AMR, parent of American Airlines, said Wednesday third-quarter profit rose as it cut capacity, raised fares and paid less for fuel.

The results came in slightly stronger than expected and sent AMR's share price more than 3 percent higher. But the carrier noted that unit costs were likely to rise 4.5 percent in the fourth quarter.

AMR Chief Executive Gerard Arpey said in a statement that the earnings were solid despite soaring fuel costs and volatile weather.

"However, we must step up our continued focus on managing costs, work to improve our profit margins, and continue our momentum throughout 2007 and beyond," Arpey said.

Profit increased to $175 million, or 61 cents per share, from $15 million, or 6 cents per share, a year earlier, when the airline recorded a $99 million non-cash charge.

Year-ago earnings for major airlines also were weakened by a security scare in Britain.

AMR said special items in the third quarter included a charge of $40 million, or 13 cents per share, related to salary and benefit expenses dating back to 2003.

With those items factored in, AMR earned 74 cents per share, which compared with a 73-cents-per-share Wall Street forecast, according to Reuters Estimates.

Quarterly operating revenue rose 1.7 percent to $5.65 billion.

The airline industry has been recovering from a years-long slump, thanks largely to low-fare competition and increasingly high costs.
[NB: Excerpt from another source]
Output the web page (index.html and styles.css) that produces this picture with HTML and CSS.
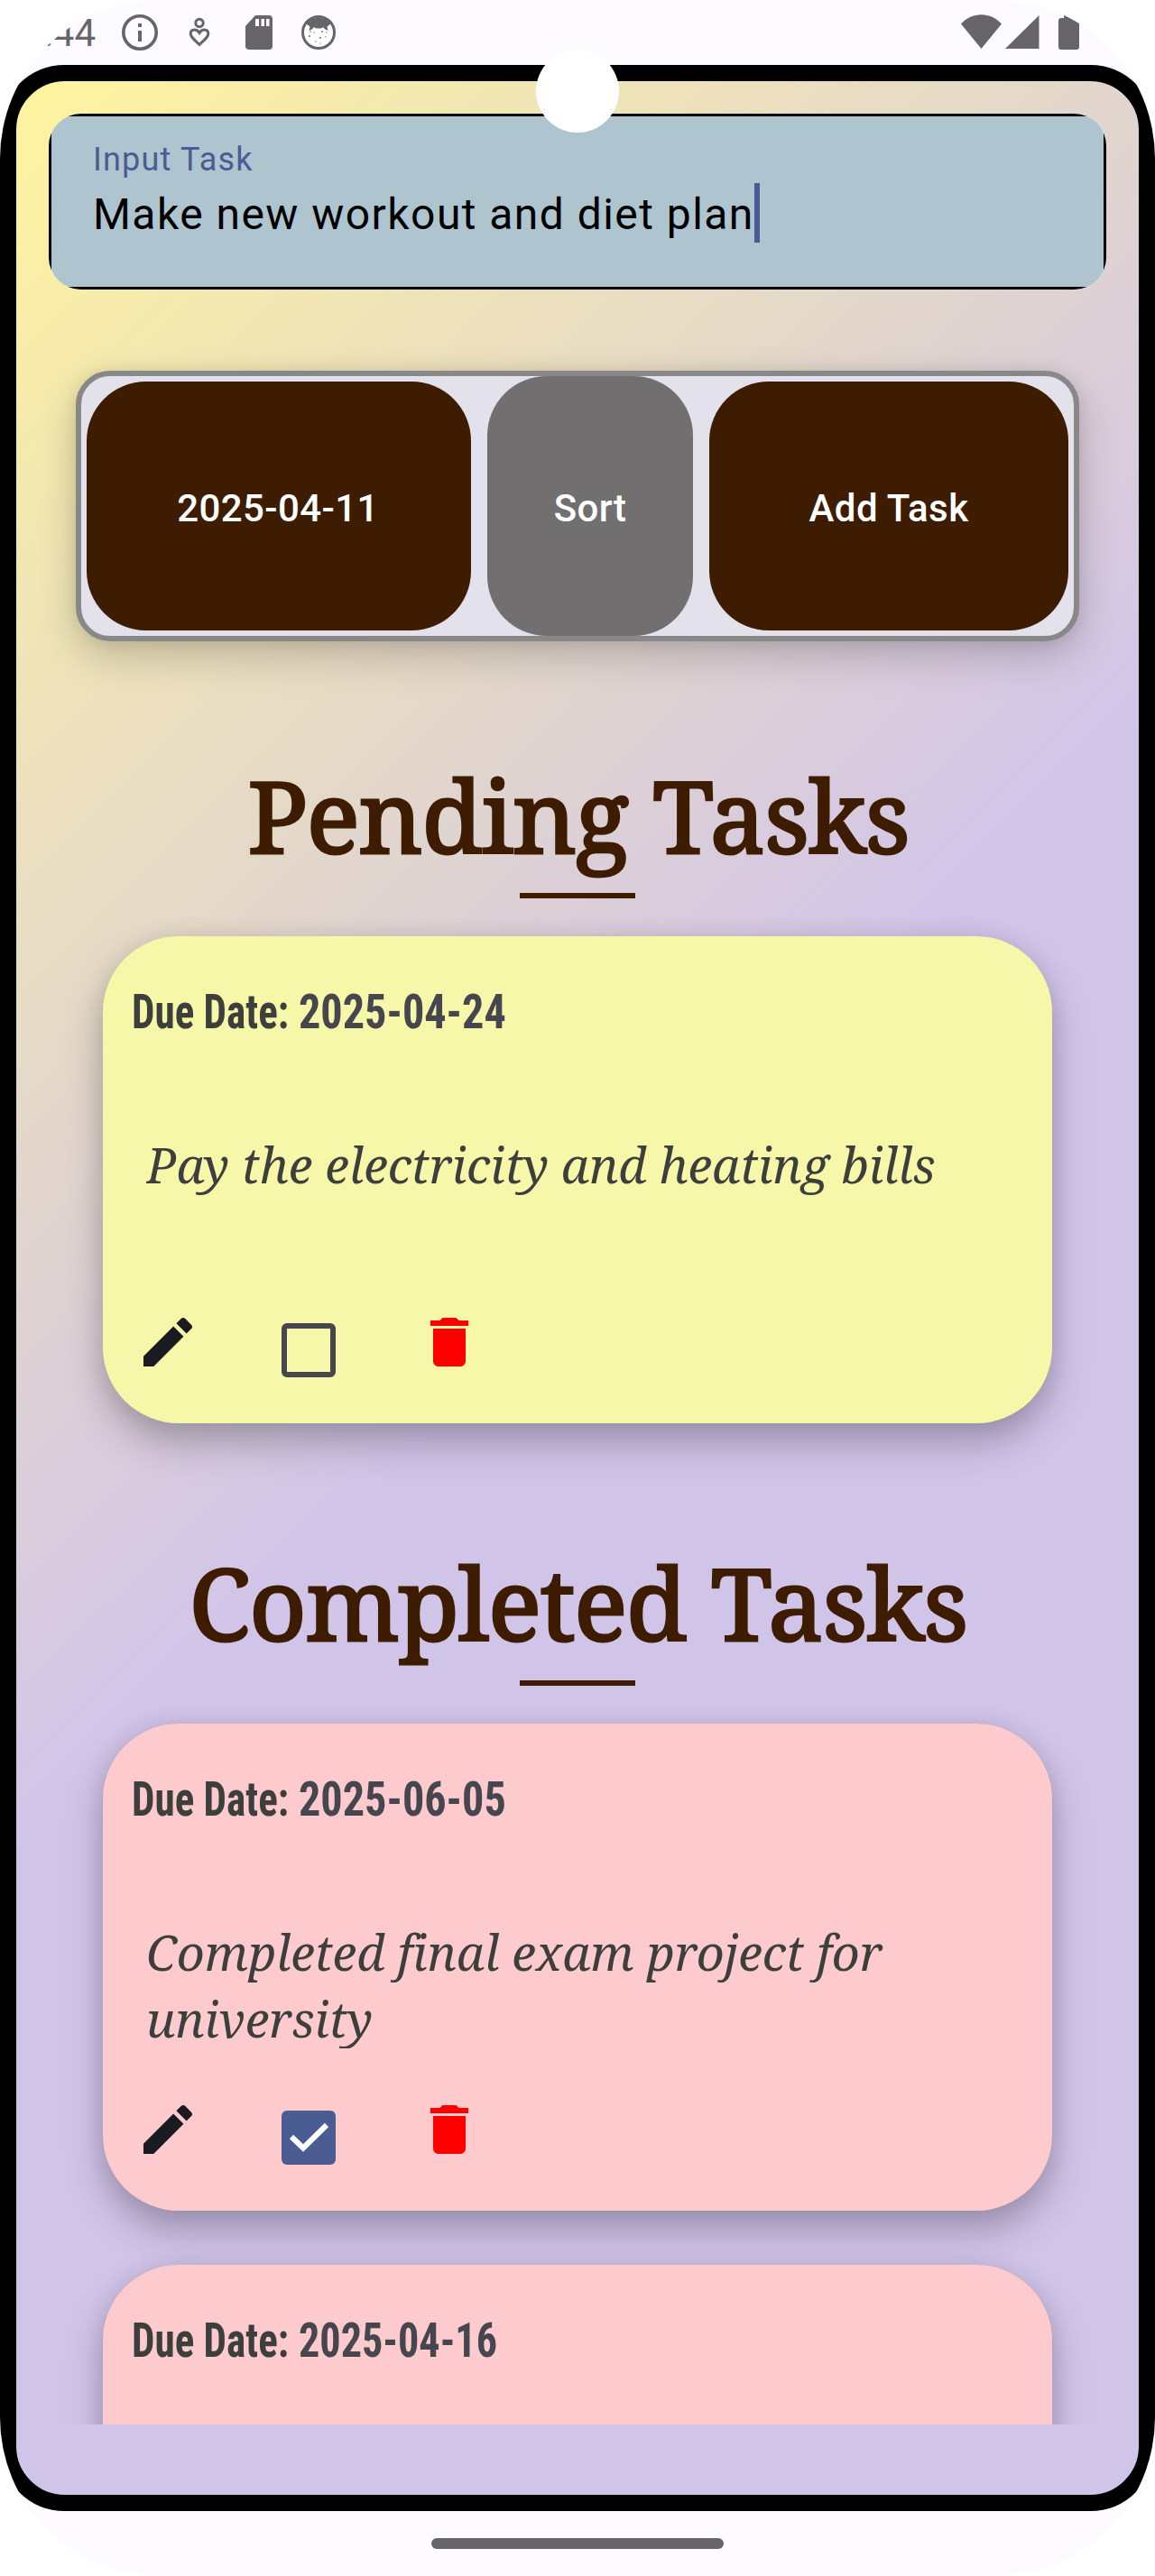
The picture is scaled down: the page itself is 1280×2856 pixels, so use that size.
FILE: index.html
```html
<!DOCTYPE html>
<html lang="en">
<head>
<meta charset="utf-8">
<title>Tasks</title>
<link rel="stylesheet" href="styles.css">
</head>
<body>
<svg class="sprite" aria-hidden="true">
  <symbol id="edit" viewBox="0 0 24 24"><path d="M3 17.25V21h3.75L17.81 9.94l-3.75-3.75L3 17.25zM20.71 7.04c.39-.39.39-1.02 0-1.41l-2.34-2.34c-.39-.39-1.02-.39-1.41 0l-1.83 1.83 3.75 3.75 1.83-1.83z"/></symbol>
  <symbol id="delete" viewBox="0 0 24 24"><path d="M6 19c0 1.1.9 2 2 2h8c1.1 0 2-.9 2-2V7H6v12zM19 4h-3.500l-1-1h-5l-1 1H5v2h14V4z"/></symbol>
</svg>
<div class="screen">
  <header class="status">
    <span class="clock">:44</span>
    <svg class="ic-info" viewBox="0 0 40 40"><circle cx="20" cy="20" r="18.200" fill="none" stroke="currentColor" stroke-width="3.600"/><path d="M18 10h4v4h-4zM18 18h4v12h-4z"/></svg>
    <svg class="ic-care" viewBox="0 0 24 34"><g fill="none" stroke="currentColor" stroke-width="3"><circle cx="12" cy="6.500" r="4.200"/><path d="M12 30.500C5 24 2.200 21.500 2.200 18.500c0-3 2-4.500 4.400-4.500 2.200 0 3.900 1 5.400 3.400 1.500-2.400 3.200-3.400 5.400-3.400 2.400 0 4.400 1.500 4.400 4.500 0 3-2.800 5.500-9.800 12z"/></g></svg>
    <svg class="ic-sd" viewBox="0 0 30 38"><path fill-rule="evenodd" d="M11 0h15a4 4 0 0 1 4 4v30a4 4 0 0 1-4 4H4a4 4 0 0 1-4-4V12zM11 4v8h4V4zM17.500 4v8h3.500V4zM23 4v8h3.500V4z"/></svg>
    <svg class="ic-face" viewBox="0 0 38 38"><circle cx="19" cy="19" r="17.500" fill="#fff" stroke="currentColor" stroke-width="3"/><path d="M5 9C10 1 28 1 33 9l-4.500 3.500 1 4.500-4-2-1-2c-3 2-8 2-11 0l-1 2-4 2 1-4.500z"/><g><circle cx="9" cy="23" r="1"/><circle cx="14" cy="19" r=".7"/><circle cx="21" cy="25" r="1"/><circle cx="27" cy="24" r=".7"/><circle cx="23" cy="18" r=".9"/><circle cx="16" cy="29" r=".7"/><circle cx="28" cy="19" r=".7"/><circle cx="10" cy="18" r=".8"/><circle cx="21" cy="31" r=".6"/></g></svg>
    <svg class="ic-net" viewBox="0 0 131 40"><path d="M0 10.500C12-3.300 33-3.300 45 10.500L22.500 38zM49 38 86.500 1v37zM108 7a3 3 0 0 1 3-3h3V1h10v3h4a3 3 0 0 1 3 3v29a3 3 0 0 1-3 3h-17a3 3 0 0 1-3-3z"/></svg>
  </header>
  <main class="app">
    <div class="field">
      <div class="field-inner">
        <label class="field-label">Input Task</label>
        <div class="field-value">Make new workout and diet plan<i class="caret"></i></div>
      </div>
    </div>
    <div class="actions">
      <button class="btn btn-date">2025-04-11</button>
      <button class="btn btn-sort">Sort</button>
      <button class="btn btn-add">Add Task</button>
    </div>
    <div class="lists">
      <h2 class="title">Pending Tasks</h2>
      <article class="card pending">
        <div class="due"><span class="due-label">Due Date:</span><span class="due-date">2025-04-24</span></div>
        <p class="desc">Pay the electricity and heating bills</p>
        <div class="tools"><svg class="edit"><use href="#edit"/></svg><span class="check"></span><svg class="delete"><use href="#delete"/></svg></div>
      </article>
      <h2 class="title">Completed Tasks</h2>
      <article class="card done">
        <div class="due"><span class="due-label">Due Date:</span><span class="due-date">2025-06-05</span></div>
        <p class="desc">Completed final exam project for university</p>
        <div class="tools"><svg class="edit"><use href="#edit"/></svg><span class="check checked"><svg viewBox="0 0 60 60"><path d="M11 29l13 12.500L50 16"/></svg></span><svg class="delete"><use href="#delete"/></svg></div>
      </article>
      <article class="card done">
        <div class="due"><span class="due-label">Due Date:</span><span class="due-date narrow">2025-04-16</span></div>
      </article>
    </div>
  </main>
  <footer class="nav"><span class="pill"></span></footer>
  <span class="camera"></span>
</div>
</body>
</html>
```
FILE: styles.css
```css
* { box-sizing: border-box; }
body { margin: 0; background: #fff; font-family: Roboto, sans-serif; }
.sprite { display: none; }
.screen {
  position: relative;
  width: 1280px;
  height: 2856px;
  border-radius: 176px;
  overflow: hidden;
  background: #fdfbff;
  display: flex;
  flex-direction: column;
}

/* system bar */
.status {
  height: 72px;
  flex: none;
  display: flex;
  align-items: flex-start;
  padding: 16px 84px 0 47px;
  color: #67646a;
}
.status svg { fill: currentColor; flex: none; }
.clock { width: 59px; margin-right: 29px; font-size: 42px; line-height: 42px; text-align: right; }
.ic-info { width: 40px; height: 40px; }
.ic-care { width: 24px; height: 34px; margin: 3px 0 0 34px; }
.ic-sd { width: 30px; height: 38px; margin: 1px 0 0 39px; }
.ic-face { width: 38px; height: 38px; margin: 1px 0 0 32px; }
.ic-net { width: 131px; height: 40px; margin-left: auto; }

.app {
  height: 2712px;
  flex: none;
  border: 18px solid #000;
  border-radius: 72px;
  padding: 36px 36px 78px;
  background: linear-gradient(135deg, #fff59d 0, #d1c4e9 1414px) border-box;
  display: flex;
  flex-direction: column;
}

/* text field */
.field { height: 195px; flex: none; border-radius: 36px; overflow: hidden; background: #aec5cf; }
.field-inner { height: 195px; border: 3px solid #000; padding: 24px 46px 0; }
.field-label { display: block; font-size: 36px; line-height: 48px; letter-spacing: 1.2px; color: #4a5c92; }
.field-value { display: flex; height: 66px; margin-top: 2px; font-size: 48px; line-height: 69px; letter-spacing: 1.45px; color: #000; white-space: nowrap; }
.caret { width: 6px; height: 66px; background: #4a5c92; }

/* buttons */
.actions {
  height: 300px;
  flex: none;
  margin: 90px 30px 0;
  padding: 0 6px;
  border: 6px solid #888;
  border-radius: 38px;
  background: #e2e1ec;
  display: flex;
  align-items: center;
  gap: 18px;
  box-shadow: 0 16px 44px rgba(0, 0, 0, .2), 0 0 16px rgba(0, 0, 0, .08);
}
.btn {
  height: 276px;
  padding: 5px 0 0;
  border: 0;
  border-radius: 66px;
  background: #3d1c02;
  color: #fff;
  font: 500 42px/60px Roboto, sans-serif;
  letter-spacing: .4px;
}
.btn-date { width: 426px; padding-right: 2px; }
.btn-sort { width: 228px; height: 288px; background: #716f70; }
.btn-add { width: 398px; }

/* scrolling lists */
.lists { flex: 1; margin: 0 -36px; padding: 0 96px; overflow: hidden; }
.title {
  position: relative;
  margin: 114px -60px 0;
  height: 213px;
  padding-left: 2px;
  font: 400 110px/156px "Noto Serif", "DejaVu Serif Condensed", serif;
  -webkit-text-stroke: 3px #3d1c02;
  letter-spacing: -1.1px;
  text-align: center;
  color: #3d1c02;
}
.card + .title { margin-top: 120px; }
.title::after {
  content: "";
  position: absolute;
  left: 50%;
  bottom: 42px;
  width: 128px;
  height: 6px;
  margin-left: -64px;
  background: #3d1c02;
}
.card {
  height: 540px;
  border-radius: 84px;
  padding: 48px 48px 0 32px;
  box-shadow: 0 22px 42px rgba(0, 0, 0, .25), 0 0 24px rgba(0, 0, 0, .08);
  color: #3c3f3c;
}
.card + .card { margin-top: 60px; }
.pending { background: #f7f7aa; }
.done { background: #fdcacd; }
.due { display: flex; height: 72px; font: 700 54px/72px "Roboto Condensed", Roboto, sans-serif; white-space: nowrap; }
.due span { transform-origin: 0 50%; }
.due-label { width: 185px; transform: scaleX(.835); }
.due-date { transform: scaleX(.893); color: #46464f; }
.due .narrow { transform: scaleX(.855); }
.desc {
  margin: 96px 0 0 16px;
  height: 144px;
  overflow: hidden;
  font: italic 54px/74px "Noto Serif", "DejaVu Serif Condensed", serif;
  letter-spacing: -.1px;
  font-variant-ligatures: common-ligatures;
}
.tools { display: flex; align-items: center; margin: 54px 0 0 4px; height: 72px; }
.tools > svg { width: 72px; height: 72px; }
.edit { fill: #1a1b21; }
.delete { fill: #f00; }
.check { width: 60px; height: 60px; margin: 18px 90px 0; border: 6px solid #46464f; border-radius: 6px; }
.checked { border: 0; background: #4a5c92; }
.checked svg { display: block; fill: none; stroke: #fff; stroke-width: 6; }

.nav { flex: 1; display: flex; justify-content: center; padding-top: 30px; }
.pill { width: 324px; height: 12px; border-radius: 6px; background: #67646a; }
.camera { position: absolute; left: 594px; top: 55px; width: 92px; height: 92px; border-radius: 50%; background: #fff; }
```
Top carriers, however, have managed to cut capacity - the number of seats for sale - and raise fares.

AMR cut the number of seats on flights it owns and operates by 2.8 percent in the quarter, compared with the third quarter of 2006. Meanwhile it flew fuller planes, selling 83.9 percent of its seats, which the company said was a record.

AMR's third-quarter yield, which represents average fares paid, increased 2.3 percent from the year-ago period.

Outlook Depends on Crude

A recent surge in the price of crude oil has cast a shadow over airline industry as it struggles to building its recovery.

The price of jet fuel is directly affected by the price of crude oil. NYMEX crude futures have traded at record highs above $88 a barrel this week, a sign that airlines may have an even bigger fuel bill in the fourth quarter.

Carriers, however, have hedged their exposure to energy markets, often locking in prices below the market.

As of Wednesday AMR was planning for an average price of $2.27 per gallon of jet fuel in the fourth quarter and $2.10 per gallon for all of 2007. AMR said it has 40 percent of its anticipated fourth-quarter fuel consumption capped at an average crude oil equivalent of $69 per barrel, which is the jet fuel equivalent of $2.01 per gallon.

AMR said it expects to cut capacity by 2.2 percent in 2007 with a 2.4 percent reduction in domestic capacity and a 1.9 percent reduction in capacity on lucrative international routes, where American faces less competition.

AMR ended the third quarter with $5.8 billion in cash and short-term investments, including a restricted balance of $447 million.

Shares of AMR had fallen almost 16 percent in the third quarter, prior to today's gains.